Scientists from the Florida campus of The Scripps Research Institute have discovered how a protein called α2δ4 establishes proper vision. Their research helps explain why mutations in the gene encoding α2δ4 lead to retinal dystrophy, a disease characterized by defective color vision and night blindness.
To study how this protein supports vision, the researchers modeled retinal dystrophy in mice. Like humans, mice lacking α2δ4 succumbed to the disease and their vision was compromised.
TSRI Professor Kirill A. Martemyanov and his colleagues study the neural connections that make vision possible. In a previous study, the researchers identified a novel cell-adhesion protein called ELFN1 that rods use for making contacts with their partners, called bipolar neurons. However, how ELFN1 accomplishes the task of photoreceptor wiring was not clear.
In this study, experiments showed that this connectivity requires α2δ4 to join a structure, called a higher order macromolecular complex, with ELFN1 and other proteins called calcium channels. These calcium channels trigger the release of the chemical messenger glutamate, which photoreceptors use for communicating with bipolar neurons. In short, as the authors explain, without both α2δ4 and the other calcium channels in the macromolecular complex, rods cannot connect to the neural circuit.

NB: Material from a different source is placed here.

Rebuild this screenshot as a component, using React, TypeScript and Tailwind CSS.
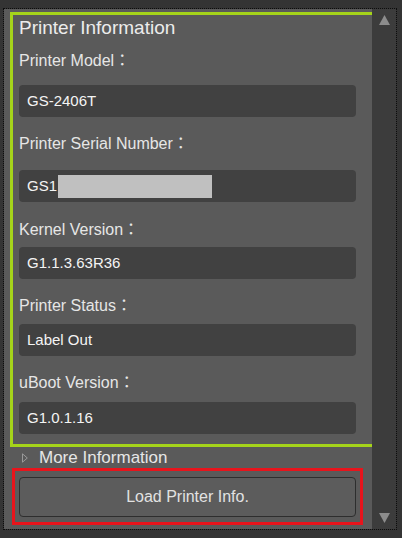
const fontStack = "font-['Liberation_Sans','Noto_Sans_CJK_JP',sans-serif]";

const fields = [
  { label: "Printer Model", value: "GS-2406T", labelMt: "mt-[11px]", inputMt: "mt-[14px]" },
  { label: "Printer Serial Number", value: "GS1", redacted: true, labelMt: "mt-[17px]", inputMt: "mt-[16px]" },
  { label: "Kernel Version", value: "G1.1.3.63R36", labelMt: "mt-[18px]", inputMt: "mt-[7px]" },
  { label: "Printer Status", value: "Label Out", labelMt: "mt-[17px]", inputMt: "mt-[8px]" },
  { label: "uBoot Version", value: "G1.0.1.16", labelMt: "mt-[17px]", inputMt: "mt-[9px]" },
];

const Field = ({ field }: { field: (typeof fields)[number] }) => (
  <>
    <div className={`${field.labelMt} h-[20px] text-[16px] leading-[20px] text-[#e6e6e6]`}>
      {field.label}：
    </div>
    <div
      className={`${field.inputMt} flex h-[32px] w-[337px] items-center rounded-[4px] bg-[#414141] pl-[8px] text-[15px] text-[#f4f4f4]`}
    >
      {field.value}
      {field.redacted && <span className="ml-px h-[23px] w-[154px] bg-[#c0c0c0]" />}
    </div>
  </>
);

export default function App() {
  return (
    <div className={`h-[538px] w-[402px] bg-[#343434] pt-[8px] pl-[3px] ${fontStack}`}>
      <div className="flex h-[522px] w-[394px] border border-dotted border-[#0c0c0c]">
        {/* main panel */}
        <div className="flex w-[368px] flex-col bg-[#5a5a5a]">
          <div className="mt-[3px] ml-[6px] w-[365px] border-[3px] border-[#a5d41a] pl-[6px] pb-[10px]">
            <div className="mt-[1px] h-[24px] text-[19px] leading-[24px] text-[#ececec]">
              Printer Information
            </div>
            {fields.map((f) => (
              <Field key={f.label} field={f} />
            ))}
          </div>

          {/* More information toggle */}
          <div className="flex h-[21px] items-center pl-[18px] text-[17px] text-[#e6e6e6]">
            <svg width="6" height="10" viewBox="0 0 6 10" className="mr-[11px]">
              <path d="M0.5 0.8 L5.3 5 L0.5 9.2 Z" fill="none" stroke="#9a9a9a" strokeWidth="1" />
            </svg>
            More Information
          </div>

          <div className="ml-[8px] w-[351px] border-[3px] border-[#e8141c] px-[4px] pt-[6px] pb-[5px]">
            <button className="flex h-[40px] w-full items-center justify-center rounded-[4px] border border-[#2e2e2e] bg-[#5c5c5c] text-[16px] text-[#e2e2e2]">
              Load Printer Info.
            </button>
          </div>
        </div>

        {/* scrollbar */}
        <div className="flex w-[24px] flex-col items-center justify-between bg-[#3c3c3c] pt-[6px] pb-[6px]">
          <svg width="11" height="10" viewBox="0 0 11 10">
            <path d="M5.5 0 L11 10 L0 10 Z" fill="#8c8c8c" />
          </svg>
          <svg width="11" height="10" viewBox="0 0 11 10">
            <path d="M0 0 L11 0 L5.5 10 Z" fill="#8c8c8c" />
          </svg>
        </div>
      </div>
    </div>
  );
}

Strikingly, eliminating the corresponding gene for α2δ4 in a mouse model interrupted the transmission of light signals from photoreceptors to the brain without affecting the ability to detect light.
Cones seemed to handle the lack of α2δ4 only slightly better. Without the α2δ4, mice failed to see under dim light conditions and could not navigate a maze in low light due to their dysfunctional rods. Their cones were affected too, but they could still send some weak signals through to the brain.
Going forward, Dr. Martemyanov and his team plan to study whether manipulating α2δ4 could help photoreceptors transmit their signals and maintain connectivity to stay functional longer in models of age-related vision loss, such as age-related macular degeneration.
The researchers also think that wiring factors such as α2δ4 and ELFN1 could also help researchers address a current challenge in using stem cells to correct vision loss.
Dr. Martemyanov explained that current efforts of many laboratories are currently directed towards replacing dead photoreceptor cells with stem cell-derived rods and cones as a strategy to restore vision; however, integrating the new photoreceptors into the retina circuit has been a challenge. The new study suggests that α2δ4 may be the secret ingredient for getting these new cells to properly wire into the neural circuit.
The study was supported by the National Institutes of Health (grants EY018139, EY017606 and EY000331) and an Unrestricted Grant from Research to Prevent Blindness to the Stein Eye Institute, University of California, Los Angeles.